## Your instructions
Copy exactly the lines that run from the top of the listing to the line containing "w-full min-w-0 rounded-[10px]", both ends included, and omit the pictures.

## Dataset extract
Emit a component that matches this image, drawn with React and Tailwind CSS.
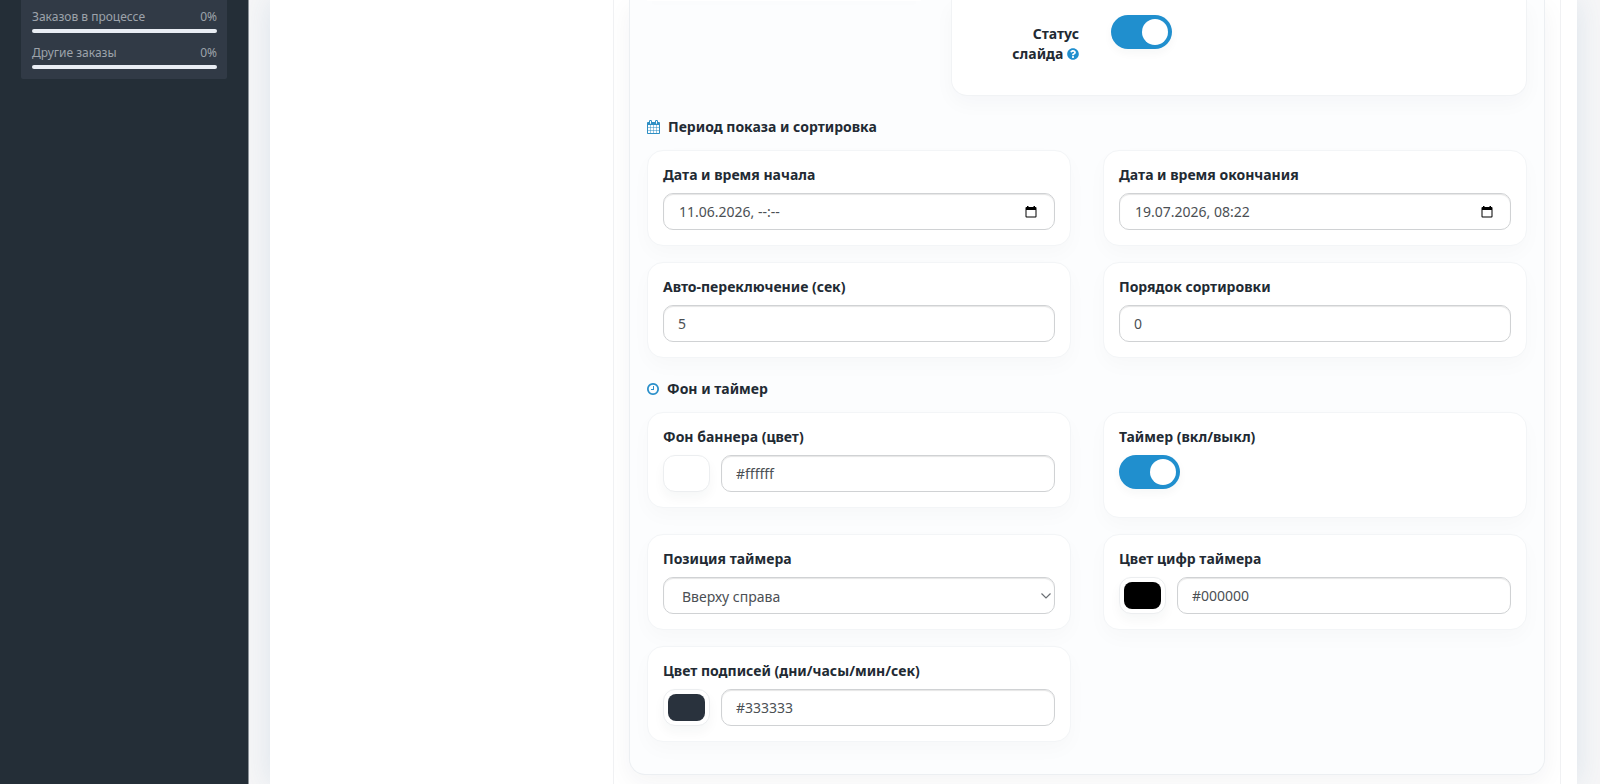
import { useState } from 'react';
import { FaQuestionCircle } from 'react-icons/fa';

const cardClass =
  'rounded-2xl border border-[#f3f5f7] bg-white px-[15px] pt-[14px] pb-[15px] shadow-[0_8px_20px_rgba(30,41,59,0.025)]';
const fieldClass =
  'h-[37px] w-full min-w-0 rounded-[10px] border border-[#d0d2d4] bg-white px-[14px] text-sm text-[#4b4f54] shadow-[inset_0_1px_1px_rgba(0,0,0,0.1)] outline-none hover:border-[#b4b6b8]';

function CalendarIcon() {
  return (
    <svg viewBox="64 0 1664 1792" className="h-[14px] w-[13px]" fill="#2f8fc4" aria-hidden="true">
      <path d="M192 1664h288v-288h-288v288zm352 0h320v-288h-320v288zm-352-352h288v-320h-288v320zm352 0h320v-320h-320v320zm-352-384h288v-288h-288v288zm736 736h320v-288h-320v288zm-384-736h320v-288h-320v288zm768 736h288v-288h-288v288zm-384-352h320v-320h-320v320zm-352-864v-288q0-13-9.500-22.500t-22.500-9.500h-64q-13 0-22.500 9.500t-9.500 22.500v288q0 13 9.500 22.500t22.500 9.500h64q13 0 22.500-9.500t9.500-22.500zm736 864h288v-320h-288v320zm-384-384h320v-288h-320v288zm384 0h288v-288h-288v288zm32-480v-288q0-13-9.500-22.500t-22.500-9.500h-64q-13 0-22.500 9.500t-9.500 22.500v288q0 13 9.500 22.500t22.500 9.500h64q13 0 22.500-9.500t9.500-22.500zm384-64v1280q0 52-38 90t-90 38h-1408q-52 0-90-38t-38-90v-1280q0-52 38-90t90-38h128v-96q0-66 47-113t113-47h64q66 0 113 47t47 113v96h384v-96q0-66 47-113t113-47h64q66 0 113 47t47 113v96h128q52 0 90 38t38 90z" />
    </svg>
  );
}

function ClockIcon() {
  return (
    <svg viewBox="128 128 1536 1536" className="h-3 w-3" fill="#2a8fca" aria-hidden="true">
      <path d="M1024 544v448q0 14-9 23t-23 9h-320q-14 0-23-9t-9-23v-64q0-14 9-23t23-9h224v-352q0-14 9-23t23-9h64q14 0 23 9t9 23zm416 352q0-148-73-273t-198-198-273-73-273 73-198 198-73 273 73 273 198 198 273 73 273-73 198-198 73-273zm224 0q0 209-103 385.500t-279.500 279.500-385.500 103-385.500-103-279.500-279.500-103-385.500 103-385.500 279.500-279.500 385.500-103 385.500 103 279.500 279.500 103 385.500z" />
    </svg>
  );
}

function Card({ id, label, children }) {
  return (
    <div className={cardClass}>
      <label htmlFor={id} className="mb-2 block text-sm leading-5 font-bold">
        {label}
      </label>
      {children}
    </div>
  );
}

function TextField({ id, value }) {
  return <input id={id} type="text" defaultValue={value} className={fieldClass} />;
}

function DateField({ id, value }) {
  return (
    <div className="flex h-[37px] items-center rounded-[10px] border border-[#d0d2d4] bg-white pr-4 pl-[15px] shadow-[inset_0_1px_1px_rgba(0,0,0,0.1)]">
      <input
        id={id}
        type="text"
        defaultValue={value}
        className="min-w-0 flex-1 bg-transparent text-sm text-[#4b4f54] outline-none"
      />
      <button type="button" aria-label="Открыть календарь">
        <svg viewBox="0 0 14 14" className="h-[14px] w-[14px]" aria-hidden="true">
          <path
            fill="#000"
            fillRule="evenodd"
            d="M3 1h1.500v1h5V1H11v1h.500a1 1 0 0 1 1 1v8.500a1 1 0 0 1-1 1h-9a1 1 0 0 1-1-1V3a1 1 0 0 1 1-1H3zM2.500 5v6.500h9V5z"
          />
        </svg>
      </button>
    </div>
  );
}

function Toggle({ id }) {
  const [on, setOn] = useState(true);
  return (
    <input
      id={id}
      type="checkbox"
      role="switch"
      checked={on}
      onChange={() => setOn(!on)}
      className="flex h-[34px] w-[61px] shrink-0 cursor-pointer appearance-none items-center rounded-full bg-[#b8c0c8] px-1 shadow-[0_4px_10px_rgba(30,41,59,0.04)] before:h-[26px] before:w-[26px] before:rounded-full before:bg-white before:content-[''] checked:justify-end checked:bg-[#208fce]"
    />
  );
}

function ColorField({ id, initial, swatch }) {
  return (
    <div className="flex gap-[11px]">
      <input
        type="color"
        aria-label="Выбрать цвет"
        defaultValue={swatch}
        className="h-[37px] w-[47px] shrink-0 cursor-pointer appearance-none rounded-xl border border-[#eceef0] bg-white p-1 shadow-[0_6px_12px_rgba(30,41,59,0.04)] [&::-webkit-color-swatch]:rounded-lg [&::-webkit-color-swatch]:border-0 [&::-webkit-color-swatch-wrapper]:p-0"
      />
      <TextField id={id} value={initial} />
    </div>
  );
}

function SectionTitle({ icon, children }) {
  return (
    <h3 className="mt-[19px] mb-[11px] flex items-center gap-2 text-sm leading-6 font-bold">
      {icon}
      {children}
    </h3>
  );
}

function Stat({ label, value }) {
  return (
    <li className="flex flex-col gap-[2px] pb-[10px] last:pb-0">
      <div className="flex justify-between text-xs leading-5 text-[#9da3ab]">
        <span>{label}</span>
        <span>{value}</span>
      </div>
      <div className="h-[4px] rounded-sm bg-[#e9edf4]" />
    </li>
  );
}

export default function App() {
  return (
    <div className="flex min-h-screen bg-[#f6f6f7] font-['Noto_Sans',sans-serif] text-[#222a33]">
      <aside className="w-[248px] shrink-0 bg-[#242e37] px-[21px] shadow-[1px_0_0_#8d9499]">
        <ul className="rounded-b-[2px] bg-[#313a46] pt-[7px] pr-[10px] pb-[10px] pl-[11px]">
          <Stat label="Заказов в процессе" value="0%" />
          <Stat label="Другие заказы" value="0%" />
        </ul>
      </aside>

      <main className="flex min-w-0 flex-1 overflow-hidden pr-[23px] pl-[22px]">
        <div className="flex min-w-0 flex-1 bg-white pr-4 shadow-[0_0_28px_rgba(50,110,160,0.13)]">
          <div className="w-[343px] shrink-0" />
          <div className="min-w-0 flex-1 overflow-hidden border-x border-[#f0f1f3] bg-white px-[15px] pb-[9px]">
            <form className="rounded-b-2xl border border-t-0 border-[#eceff2] bg-[#fcfdfe] px-[17px] pb-8 shadow-[0_8px_24px_rgba(30,41,59,0.05)]">
              <div className="flex items-start justify-between">
                <div className="h-px w-[274px] bg-white shadow-[0_2px_10px_rgba(30,41,59,0.05)]" />
                <div className="flex h-[96px] w-[576px] rounded-b-2xl border border-t-0 border-[#f1f3f5] bg-white pt-[15px] shadow-[0_8px_20px_rgba(30,41,59,0.03)]">
                  <label
                    htmlFor="slide-status"
                    className="w-[127px] pt-[9px] text-right text-sm leading-5 font-bold"
                  >
                    Статус
                    <br />
                    слайда{' '}
                    <FaQuestionCircle className="inline-block h-3 w-3 align-[-1px] text-[#208fce]" />
                  </label>
                  <div className="pl-8">
                    <Toggle id="slide-status" />
                  </div>
                </div>
              </div>

              <SectionTitle icon={<CalendarIcon />}>Период показа и сортировка</SectionTitle>
              <div className="grid grid-cols-2 gap-x-8 gap-y-4">
                <Card id="date-start" label="Дата и время начала">
                  <DateField id="date-start" value="11.06.2026, --:--" />
                </Card>
                <Card id="date-end" label="Дата и время окончания">
                  <DateField id="date-end" value="19.07.2026, 08:22" />
                </Card>
                <Card id="autoplay" label="Авто-переключение (сек)">
                  <TextField id="autoplay" value="5" />
                </Card>
                <Card id="sort-order" label="Порядок сортировки">
                  <TextField id="sort-order" value="0" />
                </Card>
              </div>

              <SectionTitle icon={<ClockIcon />}>Фон и таймер</SectionTitle>
              <div className="grid grid-cols-2 items-start gap-x-8 gap-y-4">
                <Card id="banner-bg" label="Фон баннера (цвет)">
                  <ColorField id="banner-bg" initial="#ffffff" swatch="#ffffff" />
                </Card>
                <Card id="timer" label="Таймер (вкл/выкл)">
                  <div className="pb-[13px]">
                    <Toggle id="timer" />
                  </div>
                </Card>
                <Card id="timer-position" label="Позиция таймера">
                  <div className="grid items-center">
                    <select
                      id="timer-position"
                      className={`${fieldClass} col-start-1 row-start-1 appearance-none pt-[2px] pl-[18px]`}
                    >
                      <option>Вверху справа</option>
                    </select>
                    <svg
                      viewBox="0 0 12 8"
                      className="pointer-events-none col-start-1 row-start-1 mr-[3px] h-[8px] w-[12px] justify-self-end"
                      fill="none"
                      stroke="#6b6f74"
                      strokeWidth="1.2"
                      aria-hidden="true"
                    >
                      <path d="M1.500 1.500 6 6l4.500-4.500" />
                    </svg>
                  </div>
                </Card>
                <Card id="digits-color" label="Цвет цифр таймера">
                  <ColorField id="digits-color" initial="#000000" swatch="#000000" />
                </Card>
                <Card id="caption-color" label="Цвет подписей (дни/часы/мин/сек)">
                  <ColorField id="caption-color" initial="#333333" swatch="#29323d" />
                </Card>
              </div>
            </form>
          </div>
        </div>
      </main>
    </div>
  );
}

## Correct output
Emit a component that matches this image, drawn with React and Tailwind CSS.
import { useState } from 'react';
import { FaQuestionCircle } from 'react-icons/fa';

const cardClass =
  'rounded-2xl border border-[#f3f5f7] bg-white px-[15px] pt-[14px] pb-[15px] shadow-[0_8px_20px_rgba(30,41,59,0.025)]';
const fieldClass =
  'h-[37px] w-full min-w-0 rounded-[10px] border border-[#d0d2d4] bg-white px-[14px] text-sm text-[#4b4f54] shadow-[inset_0_1px_1px_rgba(0,0,0,0.1)] outline-none hover:border-[#b4b6b8]';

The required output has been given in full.